The officers carry slim, straight gilt-hilted swords and show their status by crimson silk sashes, knotted over their left hips, and their rank by fringed epaulettes. Some have pistols tucked into their sashes or slung in open-topped leather holsters. The sergeants have simpler swords and also wear sashes, but theirs bear a broad central stripe of the same hue as collar and cuffs. They carry half-pikes, whose broad blades tip nine-foot ash hafts.

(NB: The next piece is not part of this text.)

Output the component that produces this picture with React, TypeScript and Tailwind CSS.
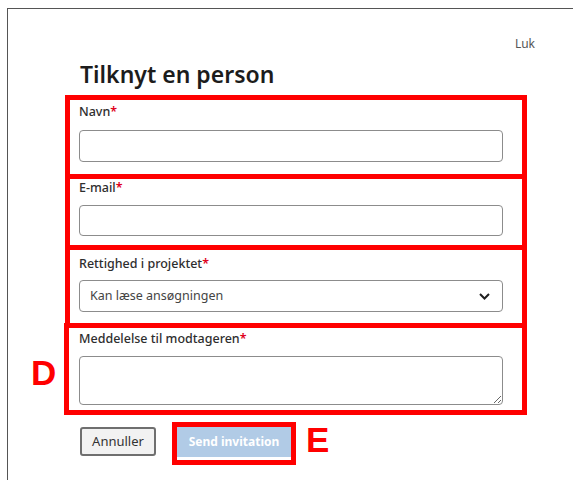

There is clearly something different about the two companies on each flank. In both cases their sergeants carry muskets and their officers curved sabres. The soldiers wear lace-embellished wings on their shoulders and the officers a more elaborate version in gold braid. The right flank company sports white shako pom-poms, for these are the battalion’s grenadiers, and the white commemorates the smoke of the grenades their forefathers threw. They are noticeably bigger men than their comrades in the other companies, and have an unmistakable air to them. At the other end of the line the pom-poms are green: this is the light company, containing the battalion’s best shots. Although its soldiers may lack the swagger of the grenadiers, there are several keen-eyed countrymen amongst them, and we may just see – as, indeed, one of the file-closing sergeants already has – that a hare’s paw is protruding from one man’s haversack.